Tom Wolfe wrote his new novel, Back to Blood, entirely by hand. But the author of The Electric Kool-Aid Acid Test and The Bonfire of the Vanities also says that wasn't entirely by choice — he'd rather have used a typewriter.
"Unfortunately, you can't keep typewriters going today — you have to take the ribbons back to be re-inked," Wolfe tells Fresh Air's Dave Davies. "There's a horrible search to try to find missing parts."
Back to Blood is set in Miami, which Wolfe describes as the only city where an immigrant community rose to dominate the political landscape in just over a generation. The novel deals with racial and ethnic conflict among the city's diverse inhabitants, including immigrants from Cuba, Haiti and Russia, as well as the city's long-established African-American and Anglo communities. Its central character, the young Cuban-American police officer Nestor Camacho, struggles with his identity and the ire of his community after safely bringing a Cuban refugee down from the top of a ship's mast and arresting him before he could set foot on American soil.
"If you touched anything that is connected to the U.S., like a bridge, then you were considered a 'dry foot,' but if you came in by water and you didn't make it all the way in, you could be sent back," Wolfe says.
Wolfe is known for his association with the new journalism movement, which uses techniques of fiction, such as evocative scene descriptions and dialogue, to tell true stories. In writing Back to Blood — and for the first time — Wolfe allowed someone to follow him during his research. Oscar Corral, a former Miami Herald reporter, served as a tour guide and translator for Wolfe in Miami, and videotaped several trips. The result is a one-hour documentary called Tom Wolfe Gets Back to Blood, which is airing this month on some public TV stations.
Wolfe says he was grateful for Corral's help, but he did warn Corral that his presence came at a price. "A reporter can not afford to have a camera around any sort of sensitive information gathering," he says. "It just puts the person off so badly."
According to Wolfe, that's why he's always felt that when a reporter is followed, "you're going to have a lot of boring stretches."
Interview Highlights
On choosing Miami as the setting for his novel
"I wanted to do [a] book on immigration. I was thinking of it even when I was doing my last book. At first, I was interested in the Vietnamese in California because they were spreading rapidly, at first around Los Angeles. Then one day I discovered they were up in San Jose, which is Northern California, to the extent that they were now publishing not only the San Jose Mercury [News] but the Viet Mercury. And I said, 'Hey, there must be a few people around here.' But unfortunately, I couldn't speak the language and it was just one group of immigrants. Then I heard about Florida. The first thing that caught my ear is that Miami is the only city — the only one I can find — in which people from a foreign country with a different language and a different culture have taken over a metropolitan area politically at the voting machine in slightly over one generation. Of course that's the Cubans."

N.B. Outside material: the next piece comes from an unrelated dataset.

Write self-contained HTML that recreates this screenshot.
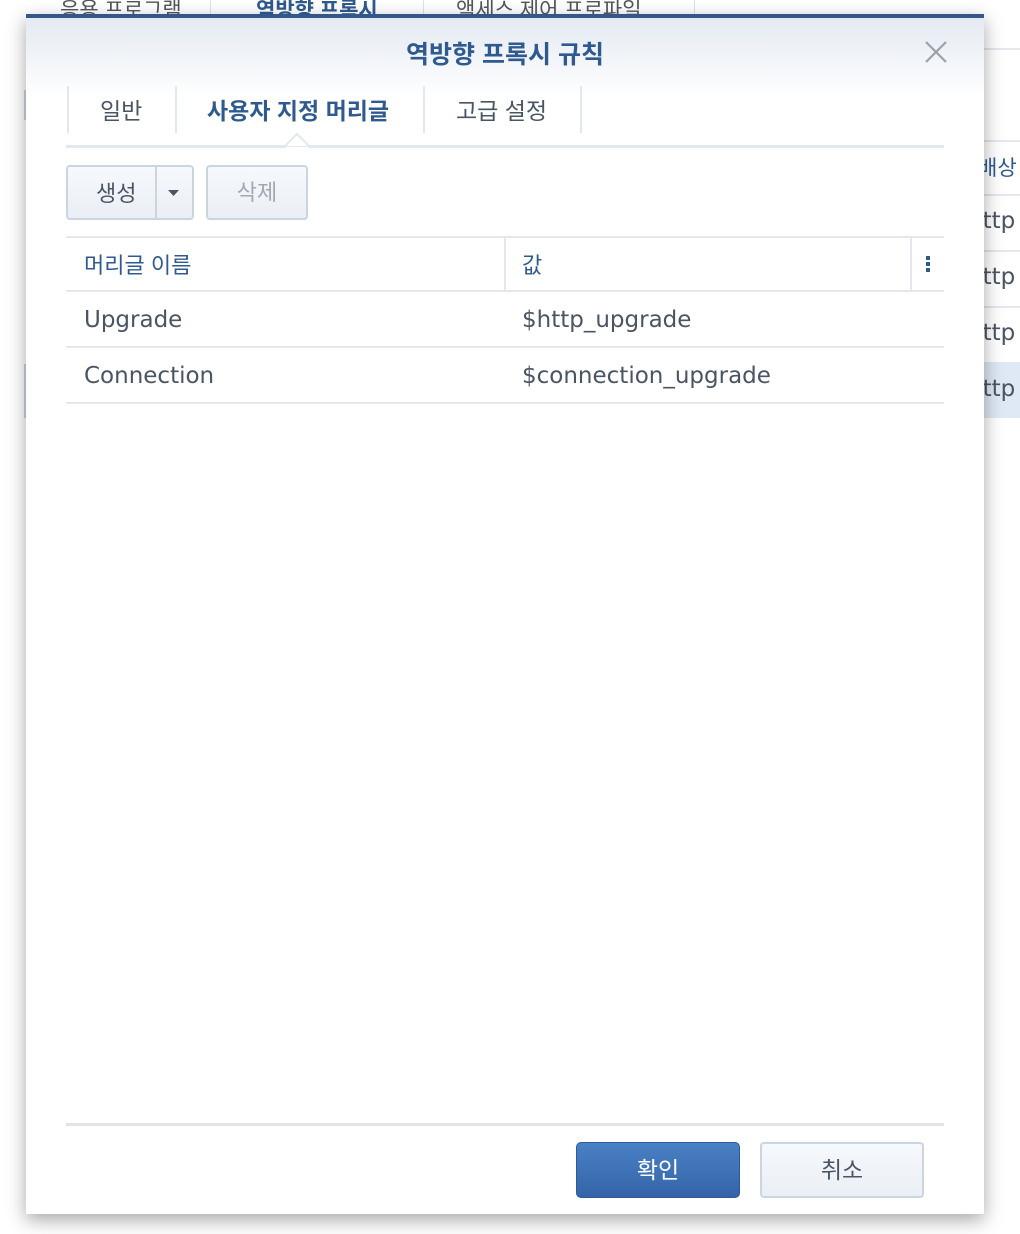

On his sociological approach to writing
"This attention to status ... started when I was in graduate school and I was in a program called American Studies, which was a mixture of different disciplines but one [in which] you were forced to take sociology. I had always looked down on sociology as this arriviste discipline that didn't have the noble history of English and history as a subject. But once I had a little exposure to it, I said, 'Hey, here's the key. Here's the key to understanding life and all its forms.' And the great theorist or status theorist was a German named Max Weber. And from that time on, I said this obviously is the way to analyze people in all of their manifestations. I mean, my theory is that every moment — even when you're by yourself in the bathroom, you are trying to live up to certain status requirements as if someone were watching ... It's only when your life is in danger that you drop all that."
On the graphic real-life scene on which he based his portrayal of Miami's Columbus Day Regatta
"The regatta is actually a sailboat race and ends up on a rather barren little island called Elliott Key — it's about 60 miles south of Miami. When the regatta first began, after the race, all the crews and the owners and every[one] would get together and have a party. Well these parties began to get wilder and wilder, and people on the mainland began hearing about these Columbus Day Regatta parties. And so when I got there, there were easily more than 1,000 boats ... congregated around Elliott Key. I mean, 1,000 boats is a massive lot of structures in humanity, and they're waiting for the evening. And the police, until recently, didn't try to control things, so people would lash together boats, 12 in a row, which created one gigantic deck — you had to go up and down on the deck. And it became wilder and wilder and wilder, until finally they would be showing pornographic films on the sails of schooners, and they would in essence have orgies right there on the decks. I couldn't believe this ...
"I saw it personally. I stayed at this thing for a very long time. It has cooled down a little bit 'cause there is a police presence now. But nevertheless — oh, for example, I don't want to go into too graphic detail, the bare breasts began [at] about 5:30, and then we go on from there."